Exercise brief
Review the listing and copy each line that holds the word "React".

Dataset entries
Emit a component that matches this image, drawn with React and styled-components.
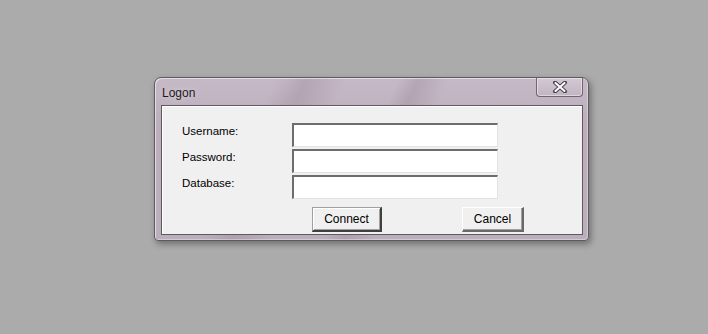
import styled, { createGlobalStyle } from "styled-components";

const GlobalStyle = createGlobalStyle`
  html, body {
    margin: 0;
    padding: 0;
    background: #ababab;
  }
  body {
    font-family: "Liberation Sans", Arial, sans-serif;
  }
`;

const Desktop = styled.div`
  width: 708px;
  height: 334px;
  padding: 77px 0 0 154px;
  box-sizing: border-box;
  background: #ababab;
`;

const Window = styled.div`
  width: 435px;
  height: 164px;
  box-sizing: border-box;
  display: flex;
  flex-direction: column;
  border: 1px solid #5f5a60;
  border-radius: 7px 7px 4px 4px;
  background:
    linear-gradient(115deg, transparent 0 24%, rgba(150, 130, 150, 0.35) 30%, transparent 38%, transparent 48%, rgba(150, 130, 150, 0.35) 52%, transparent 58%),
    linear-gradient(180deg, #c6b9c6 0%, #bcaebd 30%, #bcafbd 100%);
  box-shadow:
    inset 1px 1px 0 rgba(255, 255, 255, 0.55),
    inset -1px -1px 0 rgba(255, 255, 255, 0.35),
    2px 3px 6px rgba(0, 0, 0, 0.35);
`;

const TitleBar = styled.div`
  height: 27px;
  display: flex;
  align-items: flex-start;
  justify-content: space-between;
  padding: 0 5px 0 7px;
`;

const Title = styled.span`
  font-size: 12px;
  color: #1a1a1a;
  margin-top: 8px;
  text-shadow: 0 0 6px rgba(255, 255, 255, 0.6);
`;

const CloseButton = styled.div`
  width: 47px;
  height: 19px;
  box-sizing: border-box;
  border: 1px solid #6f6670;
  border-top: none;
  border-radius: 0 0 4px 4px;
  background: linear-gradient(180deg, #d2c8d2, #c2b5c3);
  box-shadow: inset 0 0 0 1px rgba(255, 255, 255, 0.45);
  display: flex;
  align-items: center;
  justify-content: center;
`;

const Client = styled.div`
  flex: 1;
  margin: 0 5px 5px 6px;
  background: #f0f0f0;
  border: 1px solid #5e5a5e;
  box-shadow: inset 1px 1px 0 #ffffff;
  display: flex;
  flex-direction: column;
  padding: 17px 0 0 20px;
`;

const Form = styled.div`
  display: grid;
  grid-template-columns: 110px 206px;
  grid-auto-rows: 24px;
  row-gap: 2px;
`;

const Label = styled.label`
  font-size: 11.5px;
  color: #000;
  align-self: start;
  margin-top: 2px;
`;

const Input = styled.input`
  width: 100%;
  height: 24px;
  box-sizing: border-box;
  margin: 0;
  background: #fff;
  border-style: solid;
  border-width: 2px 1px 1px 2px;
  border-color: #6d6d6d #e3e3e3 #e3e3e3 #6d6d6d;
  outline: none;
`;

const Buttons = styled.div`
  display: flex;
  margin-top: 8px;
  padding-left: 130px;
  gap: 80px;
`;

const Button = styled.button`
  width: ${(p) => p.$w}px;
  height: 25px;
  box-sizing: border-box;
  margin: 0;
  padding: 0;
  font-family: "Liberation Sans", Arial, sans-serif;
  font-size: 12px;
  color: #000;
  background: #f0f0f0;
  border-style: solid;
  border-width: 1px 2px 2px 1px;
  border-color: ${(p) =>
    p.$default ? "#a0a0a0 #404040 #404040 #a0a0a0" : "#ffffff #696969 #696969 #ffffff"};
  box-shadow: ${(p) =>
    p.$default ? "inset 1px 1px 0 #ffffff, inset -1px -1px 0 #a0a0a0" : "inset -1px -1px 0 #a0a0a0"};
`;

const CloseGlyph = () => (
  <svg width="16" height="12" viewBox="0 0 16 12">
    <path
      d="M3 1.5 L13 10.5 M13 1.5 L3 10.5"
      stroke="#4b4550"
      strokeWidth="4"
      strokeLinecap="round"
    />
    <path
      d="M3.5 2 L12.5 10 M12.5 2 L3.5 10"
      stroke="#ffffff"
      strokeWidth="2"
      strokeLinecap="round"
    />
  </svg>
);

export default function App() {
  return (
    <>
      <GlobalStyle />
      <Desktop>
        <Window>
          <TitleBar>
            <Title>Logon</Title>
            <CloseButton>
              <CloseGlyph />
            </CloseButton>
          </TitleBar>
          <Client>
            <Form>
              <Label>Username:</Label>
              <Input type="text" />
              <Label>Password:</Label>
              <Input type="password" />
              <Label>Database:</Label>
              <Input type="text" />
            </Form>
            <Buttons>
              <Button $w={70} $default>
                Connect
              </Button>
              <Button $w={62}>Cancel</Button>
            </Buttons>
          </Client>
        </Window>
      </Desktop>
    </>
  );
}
---
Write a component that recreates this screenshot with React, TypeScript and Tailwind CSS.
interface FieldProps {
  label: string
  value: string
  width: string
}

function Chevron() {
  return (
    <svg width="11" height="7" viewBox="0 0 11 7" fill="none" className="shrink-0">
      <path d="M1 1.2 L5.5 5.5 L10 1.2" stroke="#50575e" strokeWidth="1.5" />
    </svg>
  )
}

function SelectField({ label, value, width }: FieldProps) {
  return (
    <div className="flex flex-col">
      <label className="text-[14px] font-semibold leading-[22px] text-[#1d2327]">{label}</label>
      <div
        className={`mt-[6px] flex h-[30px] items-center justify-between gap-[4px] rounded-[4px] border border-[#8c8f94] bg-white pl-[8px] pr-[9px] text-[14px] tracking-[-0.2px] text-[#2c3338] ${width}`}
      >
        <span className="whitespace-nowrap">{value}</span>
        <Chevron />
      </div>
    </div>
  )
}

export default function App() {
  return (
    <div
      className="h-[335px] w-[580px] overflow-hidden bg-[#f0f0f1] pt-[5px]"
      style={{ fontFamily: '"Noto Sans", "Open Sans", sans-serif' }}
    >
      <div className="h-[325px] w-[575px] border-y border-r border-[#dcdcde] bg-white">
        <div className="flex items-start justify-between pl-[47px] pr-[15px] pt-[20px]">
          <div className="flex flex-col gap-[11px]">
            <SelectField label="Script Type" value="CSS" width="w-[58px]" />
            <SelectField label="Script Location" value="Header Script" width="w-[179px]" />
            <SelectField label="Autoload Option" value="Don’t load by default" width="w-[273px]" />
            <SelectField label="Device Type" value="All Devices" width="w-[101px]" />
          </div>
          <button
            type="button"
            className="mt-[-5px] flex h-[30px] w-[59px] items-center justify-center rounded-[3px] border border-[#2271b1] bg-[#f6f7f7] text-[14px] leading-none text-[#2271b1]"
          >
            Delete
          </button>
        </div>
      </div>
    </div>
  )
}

Answer for this exercise
Emit a component that matches this image, drawn with React and styled-components.
Write a component that recreates this screenshot with React, TypeScript and Tailwind CSS.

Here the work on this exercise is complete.